One senses that his autobiography provided an irresistable chance for this professional anecdotalist to relate his favourite stories once more in printed form: he certainly appears to make generous use of his cuttings library. This produces a bit of a rich and sometimes indigestible mix, the anecdotal plums tending to overwhelm the narrative pudding.

But quite a few of the stories really are very good, not least those that come from a series of features on British-based former French Foreign Legionnaires, which Rogers wrote in the ’60s for his employer of the time, the Sheffield Star. These were men who’d served in the ‘old Legion of desert forts’, among them an Englishman from Sheffield, a Pole from London and a Hungarian from Woking.

One learns about the ‘scirrocos screaming out of the Sahara so that if you closed the windows you suffocated; if you left the windows open everything got covered with thin, fine sand’; of how when the Legion was transferred to Vietnam and ‘the ship went through the Suez canal the men were battened below deck like cattle, sergeants standing on deck with revolvers to prevent desertion’; about ‘the mobile brothel provided by the French government, where ten women were expected to service five thousand legionnaires. The ten survived because each charged three francs, the equivalent of twelve days’ pay’; how once the ex-legionnaire from Sheffield, ‘spent six months in a tent with two others. We had the Bible, a copy of the Tatler, and P.G. Wodehouse’s Ukridge to read. We used to pass them round. I know the Bible well, but there was a time when I knew Ukridge by heart’.

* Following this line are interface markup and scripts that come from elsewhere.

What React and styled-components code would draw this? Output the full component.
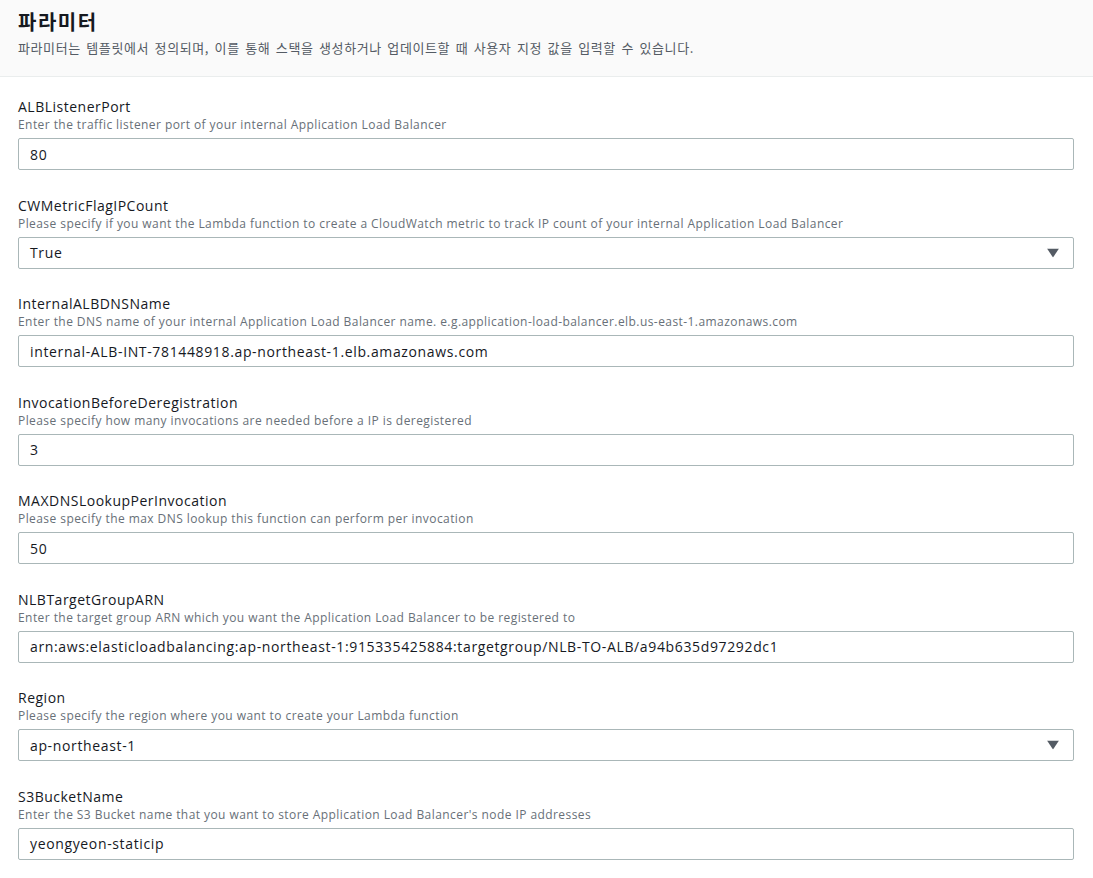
import React from "react";
import styled, { createGlobalStyle } from "styled-components";

const GlobalStyle = createGlobalStyle`
  html, body { margin: 0; padding: 0; background: #ffffff; }
  body {
    font-family: "Open Sans", "Noto Sans CJK KR", sans-serif;
    color: #16191f;
  }
  * { box-sizing: border-box; }
`;

const Page = styled.div`
  width: 1093px;
  min-height: 878px;
  background: #ffffff;
`;

const Header = styled.header`
  background: #fafafa;
  border-bottom: 1px solid #eaeded;
  padding: 10px 18px 19px;
`;

const Title = styled.h2`
  margin: 0;
  font-family: "Noto Sans CJK KR", sans-serif;
  font-size: 20px;
  font-weight: 700;
  line-height: 24px;
  letter-spacing: 1.5px;
  color: #16191f;
`;

const HeaderDesc = styled.p`
  margin: 5px 0 0;
  font-family: "Noto Sans CJK KR", sans-serif;
  font-size: 13px;
  line-height: 18px;
  letter-spacing: 0.6px;
  word-spacing: 2px;
  color: #545b64;
`;

const Form = styled.div`
  display: flex;
  flex-direction: column;
  gap: 25.55px;
  padding: 20px 19px 0 18px;
`;

const Field = styled.div`
  display: flex;
  flex-direction: column;
`;

const Label = styled.label`
  font-size: 14px;
  line-height: 20px;
  letter-spacing: 0.5px;
  color: #16191f;
`;

const Desc = styled.div`
  font-size: 12px;
  line-height: 16px;
  letter-spacing: 0.43px;
  color: #687078;
  margin-bottom: 5px;
`;

const Box = styled.div`
  position: relative;
  height: 32px;
  border: 1px solid #aab7b8;
  border-radius: 2px;
  background: #ffffff;
  display: flex;
  align-items: center;
  padding: 0 ${(p) => (p.$select ? "40px" : "11px")} 0 11px;
  font-size: 14px;
  letter-spacing: 0.64px;
  color: #16191f;
`;

const Caret = styled.svg`
  position: absolute;
  right: 14px;
  top: 50%;
  transform: translateY(-50%);
`;

const fields = [
  {
    label: "ALBListenerPort",
    desc: "Enter the traffic listener port of your internal Application Load Balancer",
    value: "80",
  },
  {
    label: "CWMetricFlagIPCount",
    desc: "Please specify if you want the Lambda function to create a CloudWatch metric to track IP count of your internal Application Load Balancer",
    value: "True",
    select: true,
  },
  {
    label: "InternalALBDNSName",
    desc: "Enter the DNS name of your internal Application Load Balancer name. e.g.application-load-balancer.elb.us-east-1.amazonaws.com",
    value: "internal-ALB-INT-781448918.ap-northeast-1.elb.amazonaws.com",
  },
  {
    label: "InvocationBeforeDeregistration",
    desc: "Please specify how many invocations are needed before a IP is deregistered",
    value: "3",
  },
  {
    label: "MAXDNSLookupPerInvocation",
    desc: "Please specify the max DNS lookup this function can perform per invocation",
    value: "50",
  },
  {
    label: "NLBTargetGroupARN",
    desc: "Enter the target group ARN which you want the Application Load Balancer to be registered to",
    value: "arn:aws:elasticloadbalancing:ap-northeast-1:915335425884:targetgroup/NLB-TO-ALB/a94b635d97292dc1",
  },
  {
    label: "Region",
    desc: "Please specify the region where you want to create your Lambda function",
    value: "ap-northeast-1",
    select: true,
  },
  {
    label: "S3BucketName",
    desc: "Enter the S3 Bucket name that you want to store Application Load Balancer's node IP addresses",
    value: "yeongyeon-staticip",
  },
];

export default function App() {
  return (
    <Page>
      <GlobalStyle />
      <Header>
        <Title>파라미터</Title>
        <HeaderDesc>
          파라미터는 템플릿에서 정의되며, 이를 통해 스택을 생성하거나 업데이트할 때 사용자 지정 값을 입력할 수 있습니다.
        </HeaderDesc>
      </Header>
      <Form>
        {fields.map((f) => (
          <Field key={f.label}>
            <Label>{f.label}</Label>
            <Desc>{f.desc}</Desc>
            <Box $select={f.select}>
              {f.value}
              {f.select && (
                <Caret width="12" height="9" viewBox="0 0 12 9">
                  <path d="M0 0 L12 0 L6 9 Z" fill="#545b64" />
                </Caret>
              )}
            </Box>
          </Field>
        ))}
      </Form>
    </Page>
  );
}
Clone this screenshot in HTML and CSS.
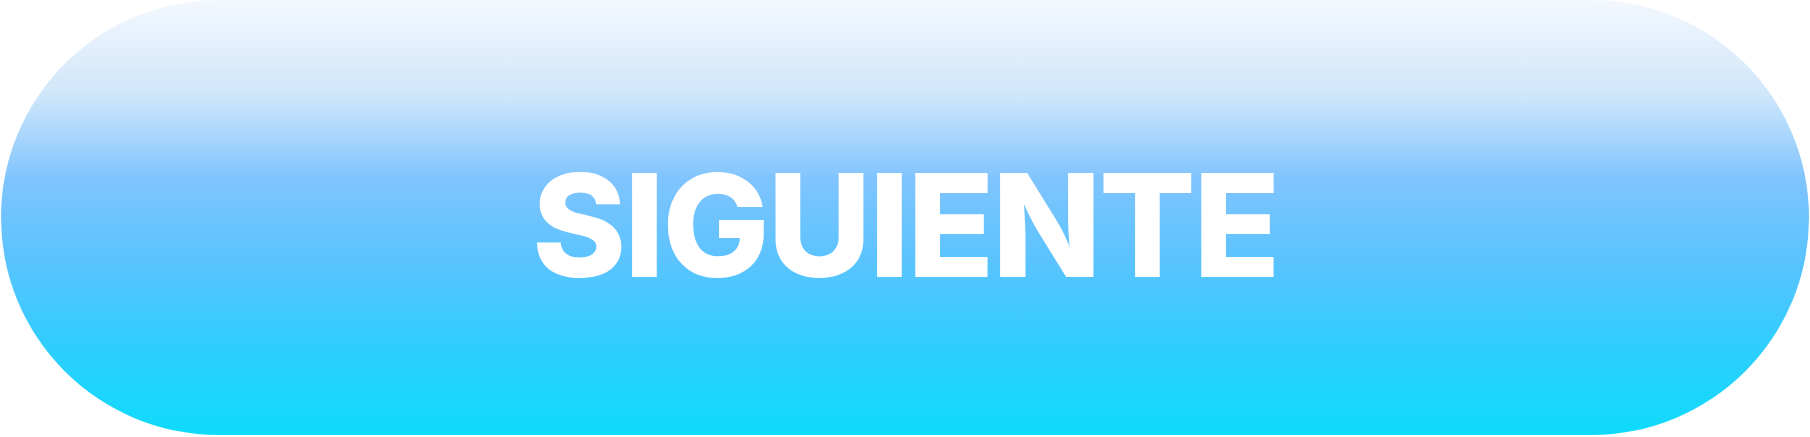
FILE: index.html
```html
<!DOCTYPE html>
<html lang="es">
<head>
<meta charset="utf-8">
<title>Siguiente</title>
<link rel="stylesheet" href="styles.css">
</head>
<body>
<div class="page">
  <button class="next-btn" type="button"><span class="label">SIGUIENTE</span></button>
</div>
</body>
</html>
```

FILE: styles.css
```css
html, body {
  margin: 0;
  padding: 0;
  background: #ffffff;
}

.page {
  display: flex;
  padding: 0 1px;
}

.next-btn {
  display: flex;
  align-items: center;
  justify-content: center;
  width: 1808px;
  height: 435px;
  border: none;
  margin: 0;
  padding: 14px 0 0 0;
  border-radius: 218px;
  background: linear-gradient(180deg, #f4f8fe 0%, #cfe6fa 22%, #80c4fe 41%, #5ac3fe 60%, #2ecefe 80%, #0edbfc 100%);
  cursor: pointer;
}

.label {
  font-family: "Inter", "Liberation Sans", sans-serif;
  font-weight: 800;
  font-size: 143px;
  line-height: 1;
  color: #ffffff;
  letter-spacing: -2.5px;
}
```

Rogers asks the Hungarian ‘about hard men, a term which seemed to come easier to someone whose one experience of violence was being caned by the headmaster of Carmarthen Grammar School, than it did to veterans of the French Foreign Legion’. The response wasn’t what one might expect:

Well if by that you mean someone who scares me, there was such a man…

He was Hungarian also, and in the Legion, where I had known him very slightly. Quiet man. We met again in Budapest during the Uprising in 1956, when the Russians were coming back.

Now this man, he puzzled me, for he had no gun, and he was wearing this old raincoat. Me, I was wearing a steel helmet, I am a great believer in the steel helmet.

And we were in this room when we heard Russian armoured cars, and this man, he walked to the window. I saw him reach in his pocket and he brought out a bottle of something which he flicked into the street below us, just like that, like you throw a cigarette away. After that was darkness.

The blast, it had caught and thrown me, and the steel helmet, that was rammed down, breaking my nose, which is how it looks the way it does. And of course I couldn’t see. When I got the helmet up again there were no Russians alive in the street, and one of the armoured cars, it had been twisted like washing. But the man in the raincoat, he was reaching into his pocket for another bottle. Which is when I realise what it was. For two, three days, I had been with someone carrying litres of nitroglycerine. I think you could call him a hard man.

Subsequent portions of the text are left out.